A l’ombre de ces demeures sacrées, comme au temps des catéchumènes, vécut longtemps une gent hétéroclite : les ermites. Tous n’étaient pas de bons apôtres : les annales de la prison de la porte de Hal en font foi. Le dernier, et sans nul doute aussi le plus discuté, fut un certain Gerieke Moeff. Au commencement du XIXe siècle, relate Sander Pierron, il s’était installé dans une sorte de grotte qu’il avait creusée à la lisière de Soignes, près du hameau d’IJser. Illettré et contrefait, cet anachorète n’en était pas moins pour autant joyeux drille. Il avait fabriqué, au moyen de plantes et de fleurs, un remède qu’il disait souverain contre tous les maux et qu’il vendait, moyennant d’honnêtes pièces de bronze ou d’argent, aux paysans d’alentour. Aux kermesses de la région, on le voyait parcourir les champs de foire, prônant sa panacée, et le soir, ayant bien godaillé, ventre et gousset remplis, il rentrait dans sa souterraine demeure. Ce singulier sylvain mourut en 1838, âgé de soixante-cinq ans, après avoir lampé un plein flacon de sa mixture. On lui fit d’impressionnantes funérailles. Un moment même, les habitants d’IJser songèrent à célébrer sa mémoire par un monument. Gerieke Moeff n’avait-il pas suffisamment mérité de l’Eglise ? Ou de la patrie ? Ce projet fut abandonné.

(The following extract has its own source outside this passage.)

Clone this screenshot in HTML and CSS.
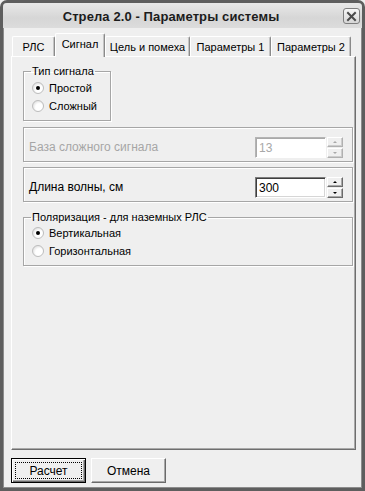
FILE: index.html
```html
<!DOCTYPE html>
<html lang="ru">
<head>
<meta charset="utf-8">
<title>Стрела 2.0 - Параметры системы</title>
<link rel="stylesheet" href="styles.css">
</head>
<body>
<div class="window">
  <div class="titlebar">
    <span class="title">Стрела 2.0 - Параметры системы</span>
    <span class="close">
      <svg width="11" height="11" viewBox="0 0 11 11"><path d="M2 2 L9 9 M9 2 L2 9" stroke="#4a4a4a" stroke-width="2" stroke-linecap="square" fill="none"/></svg>
    </span>
  </div>
  <div class="client">
    <div class="tabs">
      <div class="tab t1">РЛС</div>
      <div class="tab t2 active">Сигнал</div>
      <div class="tab t3">Цель и помеха</div>
      <div class="tab t4">Параметры 1</div>
      <div class="tab t5">Параметры 2</div>
    </div>
    <div class="panel">
      <fieldset class="group g-type">
        <legend>Тип сигнала</legend>
        <div class="radio-row"><span class="radio checked"></span><span>Простой</span></div>
        <div class="radio-row"><span class="radio"></span><span>Сложный</span></div>
      </fieldset>

      <div class="group field-row disabled">
        <span class="label">База сложного сигнала</span>
        <div class="spin">
          <div class="edit">13</div>
          <div class="spin-btns">
            <div class="sbtn up"><span class="arr-up"></span></div>
            <div class="sbtn down"><span class="arr-down"></span></div>
          </div>
        </div>
      </div>

      <div class="group field-row second">
        <span class="label">Длина волны, см</span>
        <div class="spin">
          <div class="edit">300</div>
          <div class="spin-btns">
            <div class="sbtn up"><span class="arr-up"></span></div>
            <div class="sbtn down"><span class="arr-down"></span></div>
          </div>
        </div>
      </div>

      <fieldset class="group g-pol">
        <legend>Поляризация - для наземных РЛС</legend>
        <div class="radio-row"><span class="radio checked"></span><span>Вертикальная</span></div>
        <div class="radio-row"><span class="radio"></span><span>Горизонтальная</span></div>
      </fieldset>
    </div>
    <div class="buttons">
      <div class="btn default"><span class="focus">Расчет</span></div>
      <div class="btn">Отмена</div>
    </div>
  </div>
</div>
</body>
</html>
```
FILE: styles.css
```css
* { box-sizing: border-box; }
html, body { margin: 0; padding: 0; }
body {
  width: 365px;
  height: 491px;
  overflow: hidden;
  background: #efefef;
  font-family: "Liberation Sans", Arial, sans-serif;
  font-size: 11px;
  color: #000;
}
.window {
  width: 365px;
  height: 491px;
  border: 3px solid #5e5e5e;
  border-radius: 7px 7px 0 0;
  background: #efefef;
  box-shadow: inset 0 0 0 1px #8c8c8c;
  display: flex;
  flex-direction: column;
}
.titlebar {
  height: 25px;
  position: relative;
  display: flex;
  align-items: center;
  justify-content: center;
  padding-right: 23px;
  background: linear-gradient(#e8e8e8, #d6d6d6 60%, #dcdcdc);
  border-radius: 4px 4px 0 0;
}
.title {
  font-weight: bold;
  font-size: 13px;
  letter-spacing: 0.1px;
  color: #1c1c1c;
  padding-top: 1px;
}
.close {
  position: absolute;
  right: 2px;
  top: 5px;
  width: 17px;
  height: 16px;
  border: 1px solid #7e7e7e;
  border-radius: 3px;
  background: linear-gradient(#f6f6f6, #d6d6d6);
  display: flex;
  align-items: center;
  justify-content: center;
}
.close svg { display: block; }
.client {
  padding: 5px 6px 5px 8px;
  display: flex;
  flex-direction: column;
}
.tabs {
  height: 23px;
  display: flex;
  align-items: flex-end;
  padding-left: 1px;
  position: relative;
  z-index: 1;
}
.tab {
  height: 20px;
  display: flex;
  align-items: center;
  justify-content: center;
  border-top: 1px solid #fff;
  border-left: 1px solid #fff;
  border-right: 1px solid #8a8a8a;
  box-shadow: inset -1px 0 0 #c4c4c4;
  border-radius: 2px 2px 0 0;
  background: #efefef;
  white-space: nowrap;
}
.t1 { width: 43px; }
.t2 { width: 50px; }
.t3 { width: 85px; }
.t4 { width: 81px; }
.t5 { width: 80px; }
.tab.active {
  height: 24px;
  margin-bottom: -1px;
  padding-bottom: 3px;
}
.panel {
  height: 394px;
  border-top: 1px solid #fff;
  border-left: 1px solid #fff;
  border-right: 1px solid #6e6e6e;
  border-bottom: 1px solid #6e6e6e;
  box-shadow: inset -1px -1px 0 #a9a9a9;
  padding: 8px 2px 0 11px;
}
.group {
  margin: 0;
  border: 1px solid #a6a6a6;
  box-shadow: 1px 1px 0 #fff, inset 1px 1px 0 #fff;
}
fieldset.group {
  min-width: 0;
  padding: 0 5px 5px 8px;
}
legend {
  padding: 0 1px;
  margin-left: -1px;
  line-height: 13px;
}
.g-type { width: 88px; }
.g-type .radio-row:first-of-type { margin-top: 1px; }
.radio-row {
  height: 18px;
  display: flex;
  align-items: center;
  gap: 5px;
  white-space: nowrap;
}
.radio {
  width: 12px;
  height: 12px;
  border-radius: 50%;
  border: 1px solid #bdbdbd;
  background: radial-gradient(circle at 62% 62%, #ffffff 40%, #e0e0e0 78%, #cacaca);
  display: flex;
  align-items: center;
  justify-content: center;
  flex: none;
}
.radio.checked::after {
  content: "";
  width: 4px;
  height: 4px;
  border-radius: 50%;
  background: #000;
}
.field-row {
  height: 35px;
  margin-top: 6px;
  display: flex;
  align-items: flex-start;
  justify-content: space-between;
  padding: 9px 9px 0 5px;
}
.field-row.second { margin-top: 5px; }
.field-row .label { line-height: 21px; font-size: 12px; }
.disabled .label { color: #a6a6a6; }
.spin { display: flex; gap: 1px; }
.edit {
  width: 71px;
  height: 21px;
  background: #fff;
  border-top: 1px solid #7c7c7c;
  border-left: 1px solid #7c7c7c;
  border-right: 1px solid #fff;
  border-bottom: 1px solid #fff;
  box-shadow: inset 1px 1px 0 #3e3e3e, inset -1px -1px 0 #d6d6d6;
  padding: 2px 0 0 3px;
  font-size: 12px;
  line-height: 16px;
}
.disabled .edit {
  color: #a8a8a8;
  border-top-color: #b4b4b4;
  border-left-color: #b4b4b4;
  box-shadow: inset 1px 1px 0 #a9a9a9;
}
.spin-btns {
  width: 16px;
  display: flex;
  flex-direction: column;
  gap: 1px;
}
.sbtn {
  height: 10px;
  background: #efefef;
  border-top: 1px solid #fff;
  border-left: 1px solid #fff;
  border-right: 1px solid #6a6a6a;
  border-bottom: 1px solid #6a6a6a;
  box-shadow: inset -1px -1px 0 #a8a8a8;
  display: flex;
  align-items: center;
  justify-content: center;
}
.arr-up, .arr-down {
  width: 0;
  height: 0;
  border-left: 2px solid transparent;
  border-right: 2px solid transparent;
}
.arr-up { border-bottom: 2px solid #000; }
.arr-down { border-top: 2px solid #000; }
.disabled .arr-up { border-bottom-color: #a8a8a8; }
.disabled .arr-down { border-top-color: #a8a8a8; }
.disabled .sbtn { border-right-color: #b0b0b0; border-bottom-color: #b0b0b0; box-shadow: inset -1px -1px 0 #cdcdcd; }
.g-pol {
  margin-top: 9px;
  padding-bottom: 5px;
}
.buttons {
  margin-top: 8px;
  display: flex;
  gap: 5px;
}
.btn {
  width: 75px;
  height: 25px;
  display: flex;
  align-items: center;
  justify-content: center;
  background: #efefef;
  border-top: 1px solid #fff;
  border-left: 1px solid #fff;
  border-right: 1px solid #6a6a6a;
  border-bottom: 1px solid #6a6a6a;
  box-shadow: inset -1px -1px 0 #a8a8a8;
  font-size: 12px;
}
.btn.default {
  border: 1px solid #000;
  box-shadow: inset 1px 1px 0 #fff, inset -1px -1px 0 #6a6a6a, inset -2px -2px 0 #a8a8a8;
  padding: 3px;
}
.focus {
  flex: 1;
  align-self: stretch;
  display: flex;
  align-items: center;
  justify-content: center;
  border: 1px dotted #000;
}
```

Soignes aux changeantes impressions, aux surprises toujours renouvelées ! Qui l’a connue, aux heures chaudes des juillets, n’oubliera jamais sa splendeur ; qui s’est aventuré jusqu’à ses secrètes profondeurs gardera le souvenir délicieux de sa grâce touchante. Forêt vivante, forêt multiple ! Voici le royaume du taillis-sous-futaie : le coudrier y est roi. Là, majestueux, s’étend l’empire du mélèze et du pin. Ailleurs, pareils aux piliers bigarrés d’une étrange cathédrale, chênes et hêtres s’entremêlent, avec çà et là des érables et des aulnes. Et par futaies et tirés, franchissant vallons et ravins, bondissant par-dessus les clairières, coupant grand-routes et voies ferrées, saluant au passage les gares les plus fleuries du Brabant, courent les sentes frangées d’herbes et de mousses.

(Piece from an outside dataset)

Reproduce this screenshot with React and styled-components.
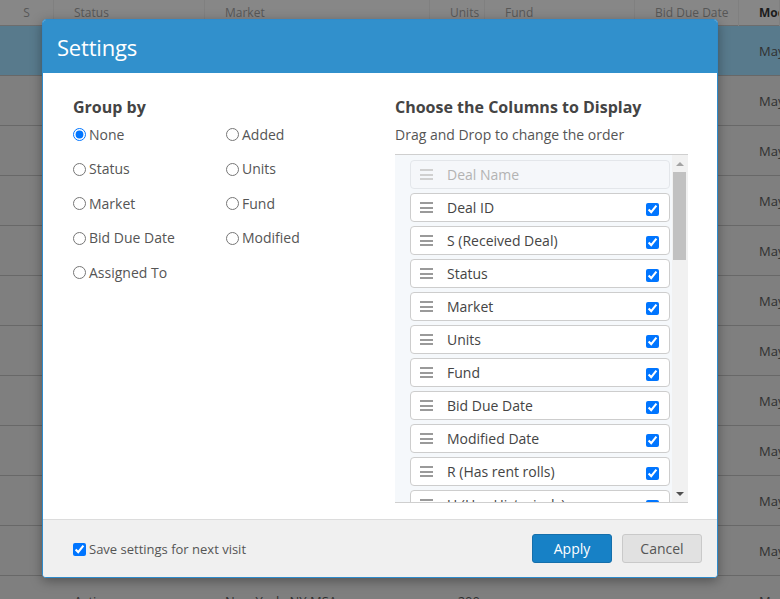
import React from "react";
import styled, { createGlobalStyle } from "styled-components";

const GlobalStyle = createGlobalStyle`
  * { box-sizing: border-box; }
  body {
    margin: 0;
    font-family: "Open Sans", "Noto Sans", sans-serif;
  }
`;

const Page = styled.div`
  position: relative;
  width: 780px;
  height: 599px;
  overflow: hidden;
  background: #7f7f7f;
`;

const gridCols = "54px 151px 225px 55px 150px 104px 1fr";

const TableHead = styled.div`
  display: grid;
  grid-template-columns: ${gridCols};
  height: 26px;
  align-items: center;
  background: #878787;
  border-bottom: 1px solid #6d6d6d;
  font-size: 12px;
  color: #575757;
`;

const HeadCell = styled.div`
  padding-left: ${(p) => (p.$center ? 0 : 20)}px;
  text-align: ${(p) => (p.$center ? "center" : p.$right ? "right" : "left")};
  padding-right: ${(p) => (p.$right ? 5 : 0)}px;
  font-weight: ${(p) => (p.$bold ? 700 : 400)};
  color: ${(p) => (p.$bold ? "#1c1c1c" : "inherit")};
  white-space: nowrap;
  overflow: hidden;
  border-right: 1px solid #808080;
  line-height: 26px;
`;

const Row = styled.div`
  display: grid;
  grid-template-columns: ${gridCols};
  height: 50px;
  align-items: center;
  background: ${(p) => (p.$active ? "#587a8c" : "#7f7f7f")};
  border-bottom: 1px solid #686868;
  font-size: 13px;
  color: #303030;
`;

const Cell = styled.div`
  padding-left: ${(p) => (p.$center ? 0 : 20)}px;
  padding-right: ${(p) => (p.$right ? 5 : 0)}px;
  text-align: ${(p) => (p.$center ? "center" : p.$right ? "right" : "left")};
  white-space: nowrap;
  overflow: hidden;
`;

const Modal = styled.div`
  position: absolute;
  left: 42px;
  top: 19px;
  width: 676px;
  height: 559px;
  display: flex;
  flex-direction: column;
  border: 1px solid #2f8bcb;
  border-radius: 4px;
  overflow: hidden;
  background: #fff;
  box-shadow: 0 3px 12px rgba(0, 0, 0, 0.35);
`;

const ModalHeader = styled.div`
  height: 53px;
  flex: none;
  display: flex;
  align-items: center;
  padding-left: 14px;
  background: #3190cc;
  color: #fff;
  font-size: 22px;
  letter-spacing: -0.2px;
`;

const ModalBody = styled.div`
  height: 446px;
  flex: none;
  display: flex;
  padding: 23px 29px 0 30px;
`;

const LeftCol = styled.div`
  width: 322px;
  flex: none;
`;

const RightCol = styled.div`
  flex: 1;
  display: flex;
  flex-direction: column;
`;

const Title = styled.div`
  font-size: 16px;
  font-weight: 700;
  color: #444;
  line-height: 22px;
`;

const Hint = styled.div`
  font-size: 14px;
  color: #555;
  line-height: 20px;
  margin-top: 7px;
`;

const RadioGrid = styled.div`
  display: grid;
  grid-template-columns: 153px 153px;
  row-gap: 14.5px;
  margin-top: 6px;
`;

const RadioLabel = styled.label`
  display: flex;
  align-items: center;
  height: 20px;
  font-size: 14px;
  color: #555;
  input {
    width: 13px;
    height: 13px;
    margin: 1px 3px 0 0;
  }
`;

const ListBox = styled.div`
  margin-top: 9px;
  height: 349px;
  display: flex;
  background: #f5f8fb;
  border-top: 1px solid #cfcfcf;
  border-bottom: 1px solid #cfcfcf;
`;

const ListItems = styled.div`
  flex: 1;
  overflow: hidden;
  display: flex;
  flex-direction: column;
  gap: 4px;
  padding: 5px 2px 0 15px;
`;

const Item = styled.div`
  flex: none;
  height: 29px;
  display: flex;
  align-items: center;
  padding: 0 10px 0 9px;
  border: 1px solid ${(p) => (p.$disabled ? "#e3e6ea" : "#cdcdcd")};
  border-radius: 4px;
  background: ${(p) => (p.$disabled ? "#f5f7fa" : "#fff")};
  color: ${(p) => (p.$disabled ? "#b3b3b3" : "#444")};
  font-size: 14px;
  input {
    width: 13px;
    height: 13px;
    margin: 4px 0 0 auto;
  }
`;

const Grip = styled.span`
  display: flex;
  flex-direction: column;
  gap: 2.5px;
  width: 13px;
  margin-right: 14px;
  span {
    height: 2px;
    background: ${(p) => (p.$disabled ? "#d0d0d0" : "#9a9a9a")};
  }
`;

const ScrollTrack = styled.div`
  width: 16px;
  flex: none;
  background: #f1f1f1;
  display: flex;
  flex-direction: column;
  align-items: center;
  padding: 0 2px 0 1px;
`;

const Arrow = styled.div`
  height: 17px;
  flex: none;
  display: flex;
  align-items: center;
  justify-content: center;
  &::after {
    content: "";
    border-left: 4px solid transparent;
    border-right: 4px solid transparent;
    ${(p) => (p.$down ? "border-top: 4px solid #505050;" : "border-bottom: 4px solid #a3a3a3;")}
  }
`;

const ScrollSpace = styled.div`
  flex: 1;
  width: 100%;
`;

const Thumb = styled.div`
  width: 100%;
  height: 88px;
  background: #c1c1c1;
`;

const ModalFooter = styled.div`
  flex: 1;
  display: flex;
  align-items: center;
  padding: 0 15px 0 30px;
  background: #f0f0f0;
  border-top: 1px solid #dcdcdc;
`;

const SaveLabel = styled.label`
  display: flex;
  align-items: center;
  font-size: 13px;
  color: #555;
  input {
    width: 13px;
    height: 13px;
    margin: 2px 3px 0 0;
  }
`;

const Buttons = styled.div`
  margin-left: auto;
  display: flex;
  gap: 10px;
`;

const Button = styled.button`
  width: 80px;
  height: 29px;
  border-radius: 3px;
  font-family: inherit;
  font-size: 14px;
  border: 1px solid ${(p) => (p.$primary ? "#156fab" : "#c9c9c9")};
  background: ${(p) => (p.$primary ? "#1781c6" : "#e1e1e1")};
  color: ${(p) => (p.$primary ? "#fff" : "#555")};
`;

const headers = [
  { t: "S", center: true },
  { t: "Status" },
  { t: "Market" },
  { t: "Units", right: true },
  { t: "Fund" },
  { t: "Bid Due Date" },
  { t: "Modified", bold: true },
];

const rows = Array.from({ length: 12 }, (_, i) => [
  "",
  i === 10 ? "New" : "Active",
  "New York, NY MSA",
  "200",
  "",
  "",
  "May 21, 2024",
]);

const groupOptions = [
  ["None", "Added"],
  ["Status", "Units"],
  ["Market", "Fund"],
  ["Bid Due Date", "Modified"],
  ["Assigned To", null],
];

const columns = [
  "Deal ID",
  "S (Received Deal)",
  "Status",
  "Market",
  "Units",
  "Fund",
  "Bid Due Date",
  "Modified Date",
  "R (Has rent rolls)",
  "U (Has Historicals)",
  "Assigned To",
];

const GripIcon = ({ disabled }) => (
  <Grip $disabled={disabled}>
    <span />
    <span />
    <span />
  </Grip>
);

export default function App() {
  return (
    <Page>
      <GlobalStyle />
      <TableHead>
        {headers.map((h) => (
          <HeadCell key={h.t} $center={h.center} $right={h.right} $bold={h.bold}>
            {h.t}
          </HeadCell>
        ))}
      </TableHead>
      {rows.map((r, i) => (
        <Row key={i} $active={i === 0}>
          {r.map((c, j) => (
            <Cell key={j} $center={j === 0} $right={j === 3}>
              {c}
            </Cell>
          ))}
        </Row>
      ))}

      <Modal>
        <ModalHeader>Settings</ModalHeader>
        <ModalBody>
          <LeftCol>
            <Title>Group by</Title>
            <RadioGrid>
              {groupOptions.flat().map((opt, i) =>
                opt ? (
                  <RadioLabel key={opt}>
                    <input type="radio" name="group" defaultChecked={i === 0} />
                    {opt}
                  </RadioLabel>
                ) : (
                  <span key={i} />
                )
              )}
            </RadioGrid>
          </LeftCol>
          <RightCol>
            <Title>Choose the Columns to Display</Title>
            <Hint>Drag and Drop to change the order</Hint>
            <ListBox>
              <ListItems>
                <Item $disabled>
                  <GripIcon disabled />
                  Deal Name
                </Item>
                {columns.map((c) => (
                  <Item key={c}>
                    <GripIcon />
                    {c}
                    <input type="checkbox" defaultChecked />
                  </Item>
                ))}
              </ListItems>
              <ScrollTrack>
                <Arrow />
                <Thumb />
                <ScrollSpace />
                <Arrow $down />
              </ScrollTrack>
            </ListBox>
          </RightCol>
        </ModalBody>
        <ModalFooter>
          <SaveLabel>
            <input type="checkbox" defaultChecked />
            Save settings for next visit
          </SaveLabel>
          <Buttons>
            <Button $primary>Apply</Button>
            <Button>Cancel</Button>
          </Buttons>
        </ModalFooter>
      </Modal>
    </Page>
  );
}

Drève du Comte, sentier de la Reine, Saut-du-Loup, drève des Mésanges, route de la Vierge, elles s’en vont, les voies aux jolis noms, jusqu’aux replis les plus profonds de la Sonia Sylva. Elles savent où croissent l’ail-des-ours et les sceaux-de-Salomon, où mûrissent framboises et myrtilles. Elles connaissent l’histoire de Notre-Dame-au-Bois et de Notre-Dame de Bonne-Odeur, du chêne à la Tête-Brisée et de l’étang des Enfants-Noyés. Par le Fond-des-Roses, elles iront vous conduire jusqu’à l’antique tilleul de Ruysbroeck, et, par le vallon des Grandes-Flosses, jusqu’à la source de l’Empereur. De fougères en bruyères, de hêtraies en pineraies, elles vont retrouver saint Hubert dans la chapelle de Tervuren et la douce sœur Gilde dans les allées de la Cambre. Loin des rumeurs de la grand-ville, loin du bruit, loin des machines, loin de ce siècle, elles s’en vont, les drèves, retrouver le silence des grands arbres, la paix de la forêt.